Make a vegan version of carnitas (pulled pork) tacos, sure to please both veggie and meat eater alike! You can make these with jackfruit (available in Asian supermarkets) or hearts of palm (available in the canned vegetable section of most major supermarkets). Make them in the crockpot (slow cooker) and cook while you're at work for an easy dinner!
6 gluten-free corn tortillas, heated up (if you have a gas hob/stove, definitely heat them directly over the flame - they taste slightly charred and so good!
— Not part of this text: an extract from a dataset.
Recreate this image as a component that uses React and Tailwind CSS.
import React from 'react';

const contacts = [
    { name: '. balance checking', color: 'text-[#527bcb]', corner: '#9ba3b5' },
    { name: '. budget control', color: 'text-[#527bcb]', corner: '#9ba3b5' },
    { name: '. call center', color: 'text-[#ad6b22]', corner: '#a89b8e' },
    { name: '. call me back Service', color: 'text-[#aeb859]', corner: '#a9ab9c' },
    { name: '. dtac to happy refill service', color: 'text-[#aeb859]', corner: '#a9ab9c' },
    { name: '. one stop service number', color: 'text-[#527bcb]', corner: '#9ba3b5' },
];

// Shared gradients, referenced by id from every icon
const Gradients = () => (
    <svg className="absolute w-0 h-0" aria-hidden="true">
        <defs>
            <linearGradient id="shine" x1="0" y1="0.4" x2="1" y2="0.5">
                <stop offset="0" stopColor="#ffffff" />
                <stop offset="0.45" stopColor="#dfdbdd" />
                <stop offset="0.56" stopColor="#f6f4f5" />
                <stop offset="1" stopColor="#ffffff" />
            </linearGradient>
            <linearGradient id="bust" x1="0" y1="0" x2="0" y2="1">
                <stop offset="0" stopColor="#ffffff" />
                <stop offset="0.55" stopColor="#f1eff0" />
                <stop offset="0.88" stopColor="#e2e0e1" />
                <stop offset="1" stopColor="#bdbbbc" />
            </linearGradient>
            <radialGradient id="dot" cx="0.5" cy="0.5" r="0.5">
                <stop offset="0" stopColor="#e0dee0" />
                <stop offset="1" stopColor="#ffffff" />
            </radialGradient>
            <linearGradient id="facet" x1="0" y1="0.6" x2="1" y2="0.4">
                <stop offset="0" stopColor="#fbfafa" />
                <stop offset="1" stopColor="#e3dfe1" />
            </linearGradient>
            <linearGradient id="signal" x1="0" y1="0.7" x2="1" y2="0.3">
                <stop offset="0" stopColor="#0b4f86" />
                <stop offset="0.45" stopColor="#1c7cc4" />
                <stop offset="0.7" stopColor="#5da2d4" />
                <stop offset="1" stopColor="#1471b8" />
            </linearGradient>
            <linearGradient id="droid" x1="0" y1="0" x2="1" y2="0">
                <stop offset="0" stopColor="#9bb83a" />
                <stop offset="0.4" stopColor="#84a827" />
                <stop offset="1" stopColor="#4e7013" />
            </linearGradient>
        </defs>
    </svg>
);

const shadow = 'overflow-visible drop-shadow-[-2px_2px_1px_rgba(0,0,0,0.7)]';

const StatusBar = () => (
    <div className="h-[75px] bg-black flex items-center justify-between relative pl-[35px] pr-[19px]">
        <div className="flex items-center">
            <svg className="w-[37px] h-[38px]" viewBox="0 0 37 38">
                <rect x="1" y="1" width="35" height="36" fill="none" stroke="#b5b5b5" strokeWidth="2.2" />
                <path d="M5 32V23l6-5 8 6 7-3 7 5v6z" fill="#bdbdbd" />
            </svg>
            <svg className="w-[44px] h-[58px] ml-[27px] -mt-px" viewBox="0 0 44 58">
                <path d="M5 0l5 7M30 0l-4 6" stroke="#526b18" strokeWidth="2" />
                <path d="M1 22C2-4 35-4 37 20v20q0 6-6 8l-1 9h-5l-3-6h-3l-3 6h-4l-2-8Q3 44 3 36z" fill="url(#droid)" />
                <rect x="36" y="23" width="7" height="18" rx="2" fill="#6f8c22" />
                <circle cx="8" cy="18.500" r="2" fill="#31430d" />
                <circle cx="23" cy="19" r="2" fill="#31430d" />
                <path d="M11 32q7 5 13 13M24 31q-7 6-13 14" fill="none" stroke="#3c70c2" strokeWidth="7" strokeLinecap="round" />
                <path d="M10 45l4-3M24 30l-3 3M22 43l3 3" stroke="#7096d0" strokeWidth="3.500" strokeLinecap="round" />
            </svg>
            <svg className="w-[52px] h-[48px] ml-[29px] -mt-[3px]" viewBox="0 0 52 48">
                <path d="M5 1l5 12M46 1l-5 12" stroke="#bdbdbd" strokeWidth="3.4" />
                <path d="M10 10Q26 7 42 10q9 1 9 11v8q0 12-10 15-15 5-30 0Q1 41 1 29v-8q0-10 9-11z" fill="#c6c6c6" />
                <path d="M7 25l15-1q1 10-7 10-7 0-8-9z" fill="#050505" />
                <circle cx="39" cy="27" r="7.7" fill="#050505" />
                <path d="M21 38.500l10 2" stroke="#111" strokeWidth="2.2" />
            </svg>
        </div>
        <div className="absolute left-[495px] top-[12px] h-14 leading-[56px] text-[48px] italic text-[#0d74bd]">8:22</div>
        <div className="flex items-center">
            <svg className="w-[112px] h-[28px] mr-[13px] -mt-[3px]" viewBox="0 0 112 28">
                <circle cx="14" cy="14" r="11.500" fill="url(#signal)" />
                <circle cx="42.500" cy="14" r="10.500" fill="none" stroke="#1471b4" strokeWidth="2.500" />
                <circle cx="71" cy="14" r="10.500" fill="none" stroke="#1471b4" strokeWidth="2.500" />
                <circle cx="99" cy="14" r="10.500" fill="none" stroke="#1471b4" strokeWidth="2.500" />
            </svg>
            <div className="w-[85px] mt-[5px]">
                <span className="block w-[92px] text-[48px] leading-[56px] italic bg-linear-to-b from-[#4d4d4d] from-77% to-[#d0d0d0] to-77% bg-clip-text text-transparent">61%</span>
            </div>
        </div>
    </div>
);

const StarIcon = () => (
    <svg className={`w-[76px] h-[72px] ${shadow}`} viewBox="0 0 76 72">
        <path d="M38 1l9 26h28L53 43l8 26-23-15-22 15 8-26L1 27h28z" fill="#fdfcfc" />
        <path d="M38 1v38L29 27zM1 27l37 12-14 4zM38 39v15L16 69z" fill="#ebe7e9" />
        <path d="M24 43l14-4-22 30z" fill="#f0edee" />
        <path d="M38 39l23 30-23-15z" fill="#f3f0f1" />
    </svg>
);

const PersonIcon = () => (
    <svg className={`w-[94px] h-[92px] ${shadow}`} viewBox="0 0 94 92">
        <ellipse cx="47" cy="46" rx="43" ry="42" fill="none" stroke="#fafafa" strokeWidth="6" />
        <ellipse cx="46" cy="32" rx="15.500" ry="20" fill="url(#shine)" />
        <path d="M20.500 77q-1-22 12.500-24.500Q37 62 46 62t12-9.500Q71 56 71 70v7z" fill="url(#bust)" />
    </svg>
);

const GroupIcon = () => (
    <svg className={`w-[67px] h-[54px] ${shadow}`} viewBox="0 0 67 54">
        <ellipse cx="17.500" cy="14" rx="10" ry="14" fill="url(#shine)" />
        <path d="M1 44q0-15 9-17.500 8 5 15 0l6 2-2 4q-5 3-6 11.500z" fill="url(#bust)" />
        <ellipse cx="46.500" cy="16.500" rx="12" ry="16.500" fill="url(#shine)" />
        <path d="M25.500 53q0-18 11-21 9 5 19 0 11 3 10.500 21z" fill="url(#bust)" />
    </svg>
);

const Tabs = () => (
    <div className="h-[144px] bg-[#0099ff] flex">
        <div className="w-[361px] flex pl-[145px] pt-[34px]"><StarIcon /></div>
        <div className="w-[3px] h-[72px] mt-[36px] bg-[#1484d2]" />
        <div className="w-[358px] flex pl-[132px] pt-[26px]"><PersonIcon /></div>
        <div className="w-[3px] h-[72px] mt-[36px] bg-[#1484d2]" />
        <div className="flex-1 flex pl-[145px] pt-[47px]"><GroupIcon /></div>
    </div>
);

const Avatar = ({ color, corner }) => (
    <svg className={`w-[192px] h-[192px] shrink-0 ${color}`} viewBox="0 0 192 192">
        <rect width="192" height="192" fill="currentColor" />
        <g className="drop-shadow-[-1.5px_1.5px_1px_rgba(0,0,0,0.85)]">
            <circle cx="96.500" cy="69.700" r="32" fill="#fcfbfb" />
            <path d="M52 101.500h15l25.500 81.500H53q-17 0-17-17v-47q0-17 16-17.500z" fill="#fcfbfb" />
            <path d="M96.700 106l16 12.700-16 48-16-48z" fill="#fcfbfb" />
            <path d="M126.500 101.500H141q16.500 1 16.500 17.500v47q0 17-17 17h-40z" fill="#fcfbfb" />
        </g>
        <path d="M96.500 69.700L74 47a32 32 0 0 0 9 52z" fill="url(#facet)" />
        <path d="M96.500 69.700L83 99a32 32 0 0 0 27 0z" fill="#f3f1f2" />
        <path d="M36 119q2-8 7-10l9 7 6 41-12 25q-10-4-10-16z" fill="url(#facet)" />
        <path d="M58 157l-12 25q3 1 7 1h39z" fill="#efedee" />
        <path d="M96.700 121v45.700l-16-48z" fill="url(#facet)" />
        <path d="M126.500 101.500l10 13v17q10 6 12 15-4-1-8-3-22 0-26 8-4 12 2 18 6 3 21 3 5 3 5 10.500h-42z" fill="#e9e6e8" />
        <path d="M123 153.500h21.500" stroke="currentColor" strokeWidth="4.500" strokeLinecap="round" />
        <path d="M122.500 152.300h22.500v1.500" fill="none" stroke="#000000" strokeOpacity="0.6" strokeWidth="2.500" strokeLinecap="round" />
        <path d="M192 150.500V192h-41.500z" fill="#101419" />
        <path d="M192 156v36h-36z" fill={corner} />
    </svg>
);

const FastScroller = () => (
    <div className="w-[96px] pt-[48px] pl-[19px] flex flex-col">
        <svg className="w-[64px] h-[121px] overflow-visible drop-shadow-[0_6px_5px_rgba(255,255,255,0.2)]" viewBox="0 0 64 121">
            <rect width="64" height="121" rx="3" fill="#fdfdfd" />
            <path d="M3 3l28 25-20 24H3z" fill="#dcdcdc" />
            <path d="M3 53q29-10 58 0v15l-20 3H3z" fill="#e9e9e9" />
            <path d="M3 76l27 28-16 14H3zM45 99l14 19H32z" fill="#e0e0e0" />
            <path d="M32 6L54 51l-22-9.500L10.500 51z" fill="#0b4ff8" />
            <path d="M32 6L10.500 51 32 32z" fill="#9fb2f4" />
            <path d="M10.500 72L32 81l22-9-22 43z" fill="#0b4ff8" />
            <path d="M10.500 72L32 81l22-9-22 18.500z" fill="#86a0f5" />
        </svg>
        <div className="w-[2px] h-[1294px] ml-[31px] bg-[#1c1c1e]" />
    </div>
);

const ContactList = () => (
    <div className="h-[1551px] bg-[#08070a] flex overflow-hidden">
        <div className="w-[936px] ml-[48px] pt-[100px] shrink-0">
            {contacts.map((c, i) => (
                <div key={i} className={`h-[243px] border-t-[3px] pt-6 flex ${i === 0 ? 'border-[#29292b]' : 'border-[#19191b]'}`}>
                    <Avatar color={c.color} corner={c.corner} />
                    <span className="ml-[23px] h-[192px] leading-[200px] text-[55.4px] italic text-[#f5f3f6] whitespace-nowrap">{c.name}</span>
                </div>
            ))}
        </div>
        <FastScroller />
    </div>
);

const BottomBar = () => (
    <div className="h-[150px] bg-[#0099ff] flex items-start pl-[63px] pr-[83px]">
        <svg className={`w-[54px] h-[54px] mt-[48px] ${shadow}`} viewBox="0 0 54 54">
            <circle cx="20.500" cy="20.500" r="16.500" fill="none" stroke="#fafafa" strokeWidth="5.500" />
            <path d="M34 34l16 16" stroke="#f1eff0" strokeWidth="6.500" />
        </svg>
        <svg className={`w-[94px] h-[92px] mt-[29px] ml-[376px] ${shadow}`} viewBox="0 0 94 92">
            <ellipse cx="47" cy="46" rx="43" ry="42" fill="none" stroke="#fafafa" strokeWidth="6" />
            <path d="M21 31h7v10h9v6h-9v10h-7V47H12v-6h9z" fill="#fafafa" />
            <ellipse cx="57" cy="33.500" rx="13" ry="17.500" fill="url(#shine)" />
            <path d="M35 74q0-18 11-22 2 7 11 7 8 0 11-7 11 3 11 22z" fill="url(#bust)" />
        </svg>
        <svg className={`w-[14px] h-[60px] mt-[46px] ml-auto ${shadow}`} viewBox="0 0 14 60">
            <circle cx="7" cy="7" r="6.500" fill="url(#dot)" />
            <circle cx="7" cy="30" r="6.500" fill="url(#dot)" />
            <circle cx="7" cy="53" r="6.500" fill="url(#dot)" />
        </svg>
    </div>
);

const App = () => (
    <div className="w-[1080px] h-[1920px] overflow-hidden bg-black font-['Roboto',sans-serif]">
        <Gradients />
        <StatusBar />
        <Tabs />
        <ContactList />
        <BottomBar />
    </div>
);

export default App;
Just be careful with the flame!)
8 oz (220 g) hearts of palm or jackfruit
1 tsp dried oregano
1 tsp dried cumin
1 tsp paprika
Dash of salt and pepper
1 onion, chopped
3 cloves garlic, minced
1 jalapeno, seeds removed and minced
2 oranges, cut in half
2 tbsp vegetable oil
Non-dairy sour cream
Your favourite salsa
1 can of black beans, drained and rinsed (optional)
Step 1: Prepare the Filling in the Slow Cooker
Place the spices, onion, garlic, jalapeno, oranges and hearts of palm or jackfruit (depending which you opt to use) in a crockpot/slow cooker and cover with water or vegetable browth (add just enough to cover the ingredients).
Heat on low for 8 hours (or high for around 4 hours). If you don't have a crockpot, you can cook covered over low heat on the stove for an hour. Check every 10-15 minutes and stir, adding more liquid if needed.
Step 2: Fry the Filling
After 8 hours, turn off the heat on the crock pot, remove the oranges and drain the liquid off.
Heat vegetable oil in a frying pan over medium-high heat. When the oil is hot, add the jackfruit mixture and fry for a couple of minutes until browned and slightly crispy.
Step 3: Finish and Serve the Tacos
Serve the tacos by heating the tortillas, then topping with the black beans
(if using), jackfruit, shredded lettuce, non-dairy sour cream and your favorite salsa.